[Start]

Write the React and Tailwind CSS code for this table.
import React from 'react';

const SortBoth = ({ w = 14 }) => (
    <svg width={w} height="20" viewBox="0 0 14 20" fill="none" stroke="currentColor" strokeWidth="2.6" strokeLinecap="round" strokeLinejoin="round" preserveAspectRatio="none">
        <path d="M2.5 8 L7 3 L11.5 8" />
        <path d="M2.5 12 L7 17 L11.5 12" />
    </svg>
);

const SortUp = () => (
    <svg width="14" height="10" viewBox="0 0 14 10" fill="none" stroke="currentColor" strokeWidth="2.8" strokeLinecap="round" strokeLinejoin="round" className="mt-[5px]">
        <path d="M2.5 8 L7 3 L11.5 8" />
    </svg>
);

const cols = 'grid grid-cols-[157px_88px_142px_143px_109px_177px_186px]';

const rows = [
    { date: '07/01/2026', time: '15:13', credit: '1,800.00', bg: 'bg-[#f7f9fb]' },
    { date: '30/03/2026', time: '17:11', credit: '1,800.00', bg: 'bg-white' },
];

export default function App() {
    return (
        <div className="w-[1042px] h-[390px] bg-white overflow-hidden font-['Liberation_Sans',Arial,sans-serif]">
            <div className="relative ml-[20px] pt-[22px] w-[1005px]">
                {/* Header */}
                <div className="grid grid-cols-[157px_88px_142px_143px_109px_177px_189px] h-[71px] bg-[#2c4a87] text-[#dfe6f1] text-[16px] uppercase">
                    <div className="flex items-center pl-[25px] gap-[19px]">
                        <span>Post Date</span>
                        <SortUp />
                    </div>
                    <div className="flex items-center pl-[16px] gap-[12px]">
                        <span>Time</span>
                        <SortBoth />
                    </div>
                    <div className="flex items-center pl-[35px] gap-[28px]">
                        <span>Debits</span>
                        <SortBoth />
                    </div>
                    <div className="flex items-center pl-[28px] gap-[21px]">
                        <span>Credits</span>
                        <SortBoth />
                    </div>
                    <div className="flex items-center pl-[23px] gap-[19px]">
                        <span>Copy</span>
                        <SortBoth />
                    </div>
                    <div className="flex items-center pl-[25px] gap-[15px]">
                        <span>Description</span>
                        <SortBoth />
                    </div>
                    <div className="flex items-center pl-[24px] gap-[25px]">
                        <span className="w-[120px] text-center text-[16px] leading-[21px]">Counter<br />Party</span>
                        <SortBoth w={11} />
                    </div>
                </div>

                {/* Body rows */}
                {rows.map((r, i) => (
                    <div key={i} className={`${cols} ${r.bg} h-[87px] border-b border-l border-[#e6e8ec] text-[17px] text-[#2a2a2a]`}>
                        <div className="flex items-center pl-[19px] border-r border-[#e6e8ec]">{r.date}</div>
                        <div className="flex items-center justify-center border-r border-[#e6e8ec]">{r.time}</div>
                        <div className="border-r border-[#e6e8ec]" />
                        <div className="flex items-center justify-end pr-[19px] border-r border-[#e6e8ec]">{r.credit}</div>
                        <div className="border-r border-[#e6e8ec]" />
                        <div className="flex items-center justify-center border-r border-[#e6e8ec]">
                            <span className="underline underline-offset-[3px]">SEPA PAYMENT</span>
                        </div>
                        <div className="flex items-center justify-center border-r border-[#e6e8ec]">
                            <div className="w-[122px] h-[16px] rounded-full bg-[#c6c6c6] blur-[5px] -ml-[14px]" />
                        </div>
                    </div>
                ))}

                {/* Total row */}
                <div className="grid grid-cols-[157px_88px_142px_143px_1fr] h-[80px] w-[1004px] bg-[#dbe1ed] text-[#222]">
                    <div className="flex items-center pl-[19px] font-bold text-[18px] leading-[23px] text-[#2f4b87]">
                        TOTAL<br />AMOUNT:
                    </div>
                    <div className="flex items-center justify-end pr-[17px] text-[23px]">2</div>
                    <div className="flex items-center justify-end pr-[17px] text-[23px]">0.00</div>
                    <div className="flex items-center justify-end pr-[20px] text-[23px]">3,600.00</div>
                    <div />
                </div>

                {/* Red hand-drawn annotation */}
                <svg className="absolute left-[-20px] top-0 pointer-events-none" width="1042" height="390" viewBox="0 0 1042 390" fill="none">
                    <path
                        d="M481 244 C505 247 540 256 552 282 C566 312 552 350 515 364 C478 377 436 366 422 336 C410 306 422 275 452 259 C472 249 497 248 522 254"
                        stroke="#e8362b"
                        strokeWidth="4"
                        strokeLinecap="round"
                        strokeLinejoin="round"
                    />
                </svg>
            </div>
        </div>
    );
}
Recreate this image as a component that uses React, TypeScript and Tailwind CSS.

[End]

From the top of the listing above, restate each line word for word up to and including the line with "import React from 'react';"; add nothing else.

Write the React and Tailwind CSS code for this table.
import React from 'react';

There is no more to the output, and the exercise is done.